Aus schwierigen Kunden können auch gefährliche Kunden werden, das gilt auch für Reichsbürger. Mitarbeiter/innen sollten darin geschult sein, die drei Eskalations-Stufen der Gewalt zu erkennen (Kränkung, Antipathie, Permissivität von Gewalt). Sie sollten körpersprachlich gefährliche Kunden erkennen können und dann im Stand sein, richtig zu reagieren. Mitarbeiter/innen sollten Techniken der Gesprächsführung kennen, die uns aus Notsituationen heraushelfen. Sie sollen wissen/lernen wie man geschickt deeskaliert und bei all dem ruhig bleibt. Diese Verhaltensweisen müssen so intensiv gelernt und trainiert werden, dass sie in Gefahrensituationen als automatisiertes Handeln angewendet werden können.

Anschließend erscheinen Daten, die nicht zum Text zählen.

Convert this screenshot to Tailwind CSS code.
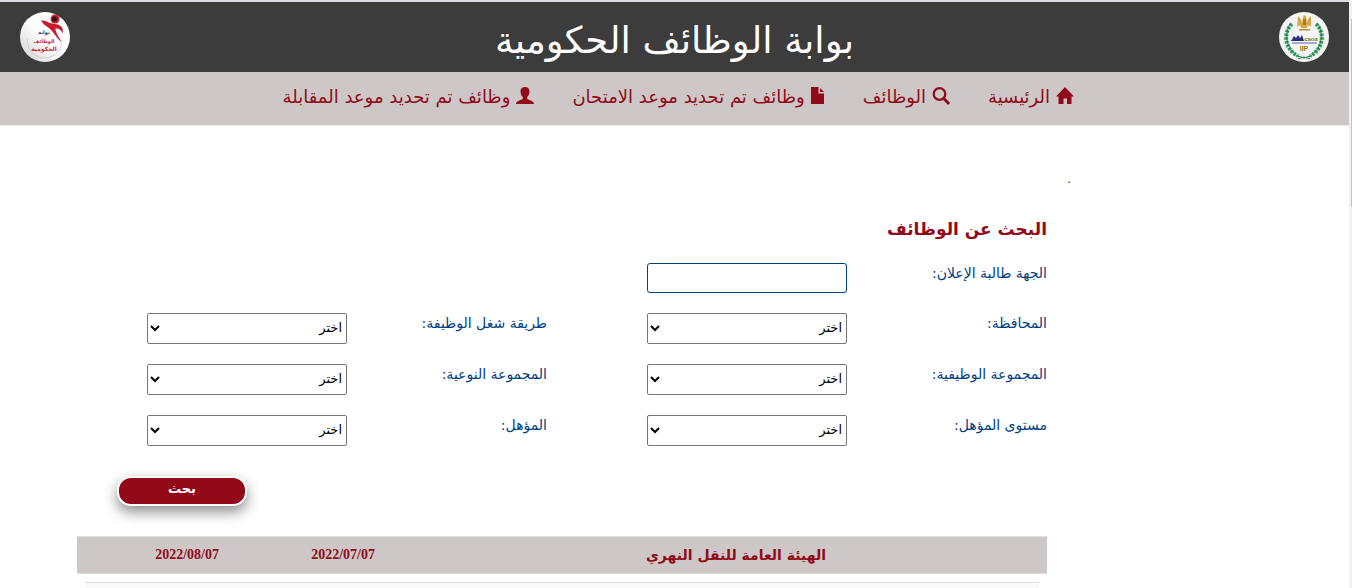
<!DOCTYPE html>
<html lang="ar" dir="rtl">
<head>
  <meta charset="UTF-8" />
  <meta name="viewport" content="width=device-width, initial-scale=1.0" />
  <title>بوابة الوظائف الحكومية</title>

  <!-- Tailwind CSS -->
  <script src="https://cdn.jsdelivr.net/npm/@tailwindcss/browser@4"></script>
</head>
<body class="bg-white font-['DejaVu_Sans',sans-serif] text-[#004080]">
<div dir="ltr" class="flex h-screen overflow-hidden">

<div dir="rtl" class="flex-1 min-w-0 h-screen overflow-hidden border-t-2 border-[#dadcdf]">

  <!-- Header -->
  <header class="flex h-[70px] items-center justify-between bg-[#3c3c3c] px-5">
    <a href="#" aria-label="CAOA">
      <svg class="size-[50px]" viewBox="0 0 50 50">
        <circle cx="25" cy="25" r="25" fill="#f6f5f6"/>
        <g fill="none" stroke="#2f9a5b" stroke-width="4" stroke-dasharray="2.5 1.2">
          <path d="M13 12C4 20 5 37 19 44"/>
          <path d="M37 12C46 20 45 37 31 44"/>
        </g>
        <path d="M12 11C5 20 6 37 20 45M38 11C45 20 44 37 30 45M19 47l6-2 6 2M19 44l6 2 6-2" fill="none" stroke="#178347" stroke-width="1"/>
        <path d="M19 4l3 3 1 4 1-6 1-2 2 1 1 7 1-4 3-3v11l-3-2-1 3h-6l-1-3-3 2z" fill="#d3a84c"/>
        <path d="M24 7h3v6h-3z" fill="#b17c22"/>
        <path d="M20 17h11v1.500H20z" fill="#bd8d36"/>
        <path d="M12 29l3-5 2 2 2-3 2 3 2-3 2 6z" fill="#27307f"/>
        <path d="M13 31h25" stroke="#8e91c1" stroke-width="1.500"/>
        <text x="32" y="29" text-anchor="middle" direction="ltr" font-family="Liberation Sans" font-weight="bold" font-size="6" fill="#817c22">caoa</text>
        <text x="25" y="39" text-anchor="middle" direction="ltr" font-family="Liberation Sans" font-weight="bold" font-size="7" fill="#817c22">IIP</text>
      </svg>
    </a>
    <h1 class="pt-2 text-[37px] leading-[48px] text-white">بوابة الوظائف الحكومية</h1>
    <a href="#" aria-label="بوابة الوظائف الحكومية">
      <svg class="size-[50px]" viewBox="0 0 50 50">
        <defs>
          <linearGradient id="disc" x1="1" y1="0" x2="0" y2="1">
            <stop offset="0.500" stop-color="#ffffff"/>
            <stop offset="1" stop-color="#cfcfcf"/>
          </linearGradient>
        </defs>
        <circle cx="25" cy="25" r="25" fill="url(#disc)"/>
        <path d="M7 27c1 24 31 25 35 4" fill="none" stroke="#c2c2c2" stroke-width="0.700"/>
        <circle cx="35" cy="7" r="4.500" fill="#c81c2c"/>
        <circle cx="34.500" cy="7" r="2.500" fill="#2a1416"/>
        <path d="M21 8.500c4-.500 7 2 11 3 4 .500 8 1 10 4 1 2 1 4 .500 6-1-3-3-5-7-5 0 5 4 9 6.500 14.500-4-4-7-8-10-12-3-4-8-5-11-10.500z" fill="#c81c2c"/>
        <g text-anchor="middle" font-family="DejaVu Sans" font-weight="bold">
          <text x="24" y="22" font-size="5" fill="#333333">بوابة</text>
          <text x="24" y="31" font-size="5" fill="#cf2334">الوظائف</text>
          <text x="24" y="39" font-size="6" fill="#cf2334">الحكومية</text>
        </g>
      </svg>
    </a>
  </header>

  <!-- Nav -->
  <nav class="flex h-[54px] items-start gap-[38px] border-b border-[#eeeeee] bg-[#cdc7c7] pt-[13px] pr-[275px] text-lg leading-6 whitespace-nowrap text-[#920a19]">
    <a href="#" class="flex items-start gap-[6px]">
      <svg class="mt-[2px] h-[18px] w-[18px]" viewBox="0 0 18 18" fill="currentColor"><path d="M9 0l9 9.500h-2.500V17h-4.500v-5.500H7.500V17H2.500V9.500H0L9 0z"/></svg>
      الرئيسية
    </a>
    <a href="#" class="flex items-start gap-[6px]">
      <svg class="mt-[2px] h-[18px] w-[18px]" viewBox="0 0 18 18" fill="none" stroke="currentColor"><circle cx="7.500" cy="7" r="5.800" stroke-width="2.200"/><path d="M11.700 11.500l4.500 4.500" stroke-width="3" stroke-linecap="round"/></svg>
      الوظائف
    </a>
    <a href="#" class="flex items-start gap-[6px]">
      <svg class="mt-[2px] h-[18px] w-[14px]" viewBox="0 0 14 18" fill="currentColor"><path d="M0 0h7.500v6.500H13V17H0z"/><path d="M9 1l4 4H9z"/></svg>
      وظائف تم تحديد موعد الامتحان
    </a>
    <a href="#" class="flex items-start gap-[6px]">
      <svg class="mt-[2px] h-[18px] w-[18px]" viewBox="0 0 18 18" fill="currentColor"><path d="M9 0c3 0 4.600 2 4.500 4.800-.100 2.200-.900 4-2.300 5.200v2c1.500 1 6.800 1.800 6.800 5H0c0-3.200 5.300-4 6.800-5v-2C5.400 8.800 4.600 7 4.500 4.800 4.400 2 6 0 9 0z"/></svg>
      وظائف تم تحديد موعد المقابلة
    </a>
  </nav>

  <!-- Search -->
  <main class="pt-[45px] pr-[302px] pl-[77px]">
    <p class="-mr-6 text-xs leading-4 text-[#920a19]">.</p>

    <h2 class="mt-[28px] text-[17px] leading-7 font-bold text-[#920a19]">البحث عن الوظائف</h2>

    <form class="mt-5">
      <div class="grid grid-cols-[500px_400px] gap-y-5 text-sm">
        <div class="col-span-2 flex">
          <label for="entity" class="w-[200px] leading-5">الجهة طالبة الإعلان:</label>
          <input id="entity" type="text" class="h-[30px] w-[200px] rounded-[3px] border border-[#004080] bg-white px-1" />
        </div>
        <div class="flex">
          <label for="governorate" class="w-[200px] leading-5">المحافظة:</label>
          <select id="governorate" class="h-[31px] w-[200px] rounded-[2px] border border-[#767676] bg-white pb-[2px] text-[13px] text-black"><option>اختر</option></select>
        </div>
        <div class="flex">
          <label for="method" class="w-[200px] leading-5">طريقة شغل الوظيفة:</label>
          <select id="method" class="h-[31px] w-[200px] rounded-[2px] border border-[#767676] bg-white pb-[2px] text-[13px] text-black"><option>اختر</option></select>
        </div>
        <div class="flex">
          <label for="jobGroup" class="w-[200px] leading-5">المجموعة الوظيفية:</label>
          <select id="jobGroup" class="h-[31px] w-[200px] rounded-[2px] border border-[#767676] bg-white pb-[2px] text-[13px] text-black"><option>اختر</option></select>
        </div>
        <div class="flex">
          <label for="typeGroup" class="w-[200px] leading-5">المجموعة النوعية:</label>
          <select id="typeGroup" class="h-[31px] w-[200px] rounded-[2px] border border-[#767676] bg-white pb-[2px] text-[13px] text-black"><option>اختر</option></select>
        </div>
        <div class="flex">
          <label for="level" class="w-[200px] leading-5">مستوى المؤهل:</label>
          <select id="level" class="h-[31px] w-[200px] rounded-[2px] border border-[#767676] bg-white pb-[2px] text-[13px] text-black"><option>اختر</option></select>
        </div>
        <div class="flex">
          <label for="qualification" class="w-[200px] leading-5">المؤهل:</label>
          <select id="qualification" class="h-[31px] w-[200px] rounded-[2px] border border-[#767676] bg-white pb-[2px] text-[13px] text-black"><option>اختر</option></select>
        </div>
      </div>
      <div class="mt-[30px] flex justify-end pl-10">
        <button type="submit" class="h-[30px] w-[130px] rounded-[14px] border-2 border-white bg-[#920a19] pb-1 text-[13px] leading-5 font-bold text-white shadow-[0_6px_14px_rgba(0,0,0,0.45)]">بحث</button>
      </div>
    </form>

    <!-- Results -->
    <section class="mt-[30px]">
      <div class="grid h-[38px] grid-cols-[221px_349px_156px_1fr] items-center border-y border-[#dddddd] bg-[#cdc7c7] text-sm font-bold text-[#920a19]">
        <h3 class="col-start-2">الهيئة العامة للنقل النهري</h3>
        <time class="pr-[102px] font-['Liberation_Serif',serif]">2022/07/07</time>
        <time class="pr-[102px] font-['Liberation_Serif',serif]">2022/08/07</time>
      </div>
      <div class="mx-2 mt-2 h-10 border-t border-[#dddddd] bg-[#f9f9f9]"></div>
    </section>
  </main>
</div>

<!-- Scroll track -->
<div class="flex w-[3px] justify-end bg-[#f1f1f1] pt-[19px]">
  <div class="h-[188px] w-px bg-[#c1c1c1]"></div>
</div>

</div>
</body>
</html>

Dieses Wissen um das richtige Verhalten bei schwierigen und gefährlichen Kunden in Deutschland sehr knapp, die Angst vor solchen Gefahrensituationen sehr groß. Länder mit hohen Alltagsrisiken haben gelernt, auch im stressigen, weil gefährlichen Alltag gelassen zu bleiben. Auch wir müssen leider lernen, mit mehr Gefahren zu leben. Dabei ist anzumerken: die Anzahl der gefährlichen Reichsbürger ist vermutlich nicht hoch ist. Aber Kommunen und ihre Mitarbeiter/innen sollten auf diesen potentiellen Ernstfall vorbereitet sein. Auch strukturelle Vorsichtsmaßnahmen sind zu treffen. Gemeint sind Vorsichtsmaßnahmen, wie ein Sicherheitsdienst und Alarme verschiedenster Art. Kommunen/Unternehmen können und sollten sich in Praxis-Seminaren auf Reichsbürger und Menschen aus der Reichsbürgerbewegung vorbereiten.